Repeat, exactly and only, the lines from the beginning of the data through the line with "const plain = (...names: string[]): Group[]". Pictures are left out.
────────────────────
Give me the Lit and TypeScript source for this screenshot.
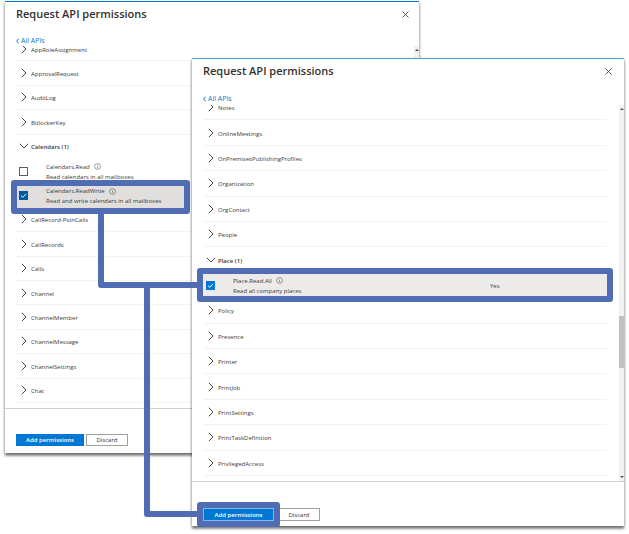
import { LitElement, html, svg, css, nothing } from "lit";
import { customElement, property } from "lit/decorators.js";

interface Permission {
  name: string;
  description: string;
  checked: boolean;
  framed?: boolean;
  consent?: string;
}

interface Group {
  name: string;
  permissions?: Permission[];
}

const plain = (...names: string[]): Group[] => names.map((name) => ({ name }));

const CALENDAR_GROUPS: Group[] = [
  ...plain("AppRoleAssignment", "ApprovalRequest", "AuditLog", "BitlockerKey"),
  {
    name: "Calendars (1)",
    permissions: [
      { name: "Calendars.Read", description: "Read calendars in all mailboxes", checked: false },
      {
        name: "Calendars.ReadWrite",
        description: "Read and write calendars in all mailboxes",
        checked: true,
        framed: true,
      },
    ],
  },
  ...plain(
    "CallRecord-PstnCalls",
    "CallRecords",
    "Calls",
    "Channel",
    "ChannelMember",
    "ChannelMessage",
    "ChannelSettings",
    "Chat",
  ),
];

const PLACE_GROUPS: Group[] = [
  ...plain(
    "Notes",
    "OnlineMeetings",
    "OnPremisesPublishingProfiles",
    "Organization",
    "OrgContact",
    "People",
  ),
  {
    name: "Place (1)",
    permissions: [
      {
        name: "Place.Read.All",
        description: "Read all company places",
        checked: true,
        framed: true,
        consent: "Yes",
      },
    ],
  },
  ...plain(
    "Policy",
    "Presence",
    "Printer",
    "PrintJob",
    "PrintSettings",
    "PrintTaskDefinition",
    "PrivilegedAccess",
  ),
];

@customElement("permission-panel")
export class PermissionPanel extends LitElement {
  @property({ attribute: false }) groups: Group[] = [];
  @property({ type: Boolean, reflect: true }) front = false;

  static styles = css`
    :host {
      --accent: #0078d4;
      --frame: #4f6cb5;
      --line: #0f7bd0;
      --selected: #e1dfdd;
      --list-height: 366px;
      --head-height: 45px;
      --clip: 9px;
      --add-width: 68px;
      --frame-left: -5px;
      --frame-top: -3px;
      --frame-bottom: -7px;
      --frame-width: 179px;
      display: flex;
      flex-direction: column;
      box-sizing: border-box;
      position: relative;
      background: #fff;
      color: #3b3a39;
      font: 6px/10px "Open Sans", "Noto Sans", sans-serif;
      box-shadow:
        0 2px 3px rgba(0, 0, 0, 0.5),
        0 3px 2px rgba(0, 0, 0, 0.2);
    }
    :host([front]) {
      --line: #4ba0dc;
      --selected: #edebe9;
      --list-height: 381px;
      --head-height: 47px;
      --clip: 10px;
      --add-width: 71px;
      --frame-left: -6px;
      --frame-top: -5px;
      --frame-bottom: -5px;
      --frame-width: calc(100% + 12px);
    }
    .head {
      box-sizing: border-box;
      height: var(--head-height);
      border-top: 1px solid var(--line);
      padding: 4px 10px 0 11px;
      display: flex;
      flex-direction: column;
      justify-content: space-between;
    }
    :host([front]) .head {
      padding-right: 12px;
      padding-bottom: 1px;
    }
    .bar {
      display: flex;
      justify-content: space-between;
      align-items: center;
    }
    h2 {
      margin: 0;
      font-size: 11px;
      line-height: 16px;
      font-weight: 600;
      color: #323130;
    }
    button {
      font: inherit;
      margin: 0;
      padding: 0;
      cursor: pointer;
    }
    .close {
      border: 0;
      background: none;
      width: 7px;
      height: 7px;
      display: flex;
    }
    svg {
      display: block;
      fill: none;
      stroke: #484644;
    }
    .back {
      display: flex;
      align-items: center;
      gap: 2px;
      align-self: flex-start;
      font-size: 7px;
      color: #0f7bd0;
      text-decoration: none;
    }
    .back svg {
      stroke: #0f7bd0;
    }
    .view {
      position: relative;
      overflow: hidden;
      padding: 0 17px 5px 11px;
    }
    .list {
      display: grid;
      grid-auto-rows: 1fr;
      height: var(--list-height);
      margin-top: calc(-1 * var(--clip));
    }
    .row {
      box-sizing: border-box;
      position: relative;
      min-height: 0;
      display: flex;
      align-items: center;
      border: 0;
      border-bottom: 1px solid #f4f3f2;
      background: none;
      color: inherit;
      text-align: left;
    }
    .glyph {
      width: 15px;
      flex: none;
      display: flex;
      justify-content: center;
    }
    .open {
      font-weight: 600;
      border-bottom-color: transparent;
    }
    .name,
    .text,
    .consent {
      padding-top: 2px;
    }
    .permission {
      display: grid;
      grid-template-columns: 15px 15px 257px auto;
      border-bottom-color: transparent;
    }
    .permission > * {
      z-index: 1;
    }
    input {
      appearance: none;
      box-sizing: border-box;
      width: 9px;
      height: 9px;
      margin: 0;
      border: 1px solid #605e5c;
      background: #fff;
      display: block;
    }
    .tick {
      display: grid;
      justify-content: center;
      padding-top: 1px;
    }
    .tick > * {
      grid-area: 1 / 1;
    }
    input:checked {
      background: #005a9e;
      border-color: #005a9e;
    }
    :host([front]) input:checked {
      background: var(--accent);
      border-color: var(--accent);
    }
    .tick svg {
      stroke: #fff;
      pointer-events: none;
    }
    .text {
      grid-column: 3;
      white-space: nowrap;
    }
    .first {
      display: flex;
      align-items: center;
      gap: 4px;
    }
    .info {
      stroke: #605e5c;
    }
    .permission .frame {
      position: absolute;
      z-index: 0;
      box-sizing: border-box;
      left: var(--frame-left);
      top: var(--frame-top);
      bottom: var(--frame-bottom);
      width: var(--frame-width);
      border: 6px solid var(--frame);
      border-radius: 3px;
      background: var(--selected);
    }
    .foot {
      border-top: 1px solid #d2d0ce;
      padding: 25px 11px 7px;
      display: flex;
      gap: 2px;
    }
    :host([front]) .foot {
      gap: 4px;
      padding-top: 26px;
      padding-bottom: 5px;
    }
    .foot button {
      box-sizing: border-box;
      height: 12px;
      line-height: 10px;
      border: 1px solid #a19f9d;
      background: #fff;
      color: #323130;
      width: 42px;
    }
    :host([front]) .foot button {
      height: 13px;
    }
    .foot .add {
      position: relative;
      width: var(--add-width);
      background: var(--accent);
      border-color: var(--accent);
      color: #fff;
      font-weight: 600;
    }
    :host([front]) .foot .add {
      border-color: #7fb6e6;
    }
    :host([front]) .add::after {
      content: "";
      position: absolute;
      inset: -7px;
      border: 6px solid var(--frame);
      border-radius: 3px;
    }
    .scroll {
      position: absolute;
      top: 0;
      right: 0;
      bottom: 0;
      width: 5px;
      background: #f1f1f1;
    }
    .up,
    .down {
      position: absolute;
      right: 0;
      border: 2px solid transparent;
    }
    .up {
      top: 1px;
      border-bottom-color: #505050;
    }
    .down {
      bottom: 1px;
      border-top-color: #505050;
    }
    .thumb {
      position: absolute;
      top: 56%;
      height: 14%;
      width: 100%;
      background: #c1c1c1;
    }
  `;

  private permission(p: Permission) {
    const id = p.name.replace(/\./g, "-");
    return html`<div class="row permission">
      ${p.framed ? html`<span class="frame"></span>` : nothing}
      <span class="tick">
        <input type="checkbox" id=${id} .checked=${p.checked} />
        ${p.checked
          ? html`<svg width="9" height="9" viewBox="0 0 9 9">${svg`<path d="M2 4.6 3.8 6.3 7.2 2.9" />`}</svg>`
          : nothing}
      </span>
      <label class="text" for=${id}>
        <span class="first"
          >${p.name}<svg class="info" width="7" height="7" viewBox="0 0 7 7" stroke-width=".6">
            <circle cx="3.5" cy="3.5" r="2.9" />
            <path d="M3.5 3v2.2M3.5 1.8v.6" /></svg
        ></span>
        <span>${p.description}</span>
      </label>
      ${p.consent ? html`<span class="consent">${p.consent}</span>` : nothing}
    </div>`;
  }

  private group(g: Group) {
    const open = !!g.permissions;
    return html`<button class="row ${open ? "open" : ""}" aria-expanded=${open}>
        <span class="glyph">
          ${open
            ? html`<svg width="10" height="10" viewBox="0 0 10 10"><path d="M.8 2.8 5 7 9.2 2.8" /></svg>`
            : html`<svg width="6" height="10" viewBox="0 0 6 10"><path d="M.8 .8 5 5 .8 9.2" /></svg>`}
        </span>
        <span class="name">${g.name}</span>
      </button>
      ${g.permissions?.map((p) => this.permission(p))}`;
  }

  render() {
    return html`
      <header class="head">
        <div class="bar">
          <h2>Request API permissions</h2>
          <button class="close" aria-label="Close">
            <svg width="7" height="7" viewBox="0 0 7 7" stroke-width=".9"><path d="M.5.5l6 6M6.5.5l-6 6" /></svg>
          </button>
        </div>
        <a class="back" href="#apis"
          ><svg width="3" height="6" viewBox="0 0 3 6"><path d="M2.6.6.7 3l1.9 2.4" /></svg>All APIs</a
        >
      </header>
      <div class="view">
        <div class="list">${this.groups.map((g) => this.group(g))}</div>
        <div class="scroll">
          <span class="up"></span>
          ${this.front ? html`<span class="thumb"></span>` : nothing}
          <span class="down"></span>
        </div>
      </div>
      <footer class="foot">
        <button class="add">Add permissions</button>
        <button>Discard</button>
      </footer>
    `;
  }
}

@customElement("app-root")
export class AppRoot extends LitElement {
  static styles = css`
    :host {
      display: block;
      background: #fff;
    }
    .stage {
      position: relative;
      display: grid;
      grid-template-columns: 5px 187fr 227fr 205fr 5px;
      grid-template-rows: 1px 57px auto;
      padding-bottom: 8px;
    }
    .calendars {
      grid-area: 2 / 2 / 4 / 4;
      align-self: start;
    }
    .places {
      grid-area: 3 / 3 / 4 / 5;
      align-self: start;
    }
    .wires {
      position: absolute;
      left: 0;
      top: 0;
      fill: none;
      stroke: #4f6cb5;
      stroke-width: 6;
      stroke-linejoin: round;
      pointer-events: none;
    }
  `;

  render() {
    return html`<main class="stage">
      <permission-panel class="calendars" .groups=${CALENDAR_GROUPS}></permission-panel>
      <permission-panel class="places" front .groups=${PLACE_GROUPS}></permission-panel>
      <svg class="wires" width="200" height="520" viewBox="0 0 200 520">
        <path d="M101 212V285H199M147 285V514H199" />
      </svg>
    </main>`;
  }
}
────────────────────
### Finished task
Give me the Lit and TypeScript source for this screenshot.
import { LitElement, html, svg, css, nothing } from "lit";
import { customElement, property } from "lit/decorators.js";

interface Permission {
  name: string;
  description: string;
  checked: boolean;
  framed?: boolean;
  consent?: string;
}

interface Group {
  name: string;
  permissions?: Permission[];
}

const plain = (...names: string[]): Group[] => names.map((name) => ({ name }));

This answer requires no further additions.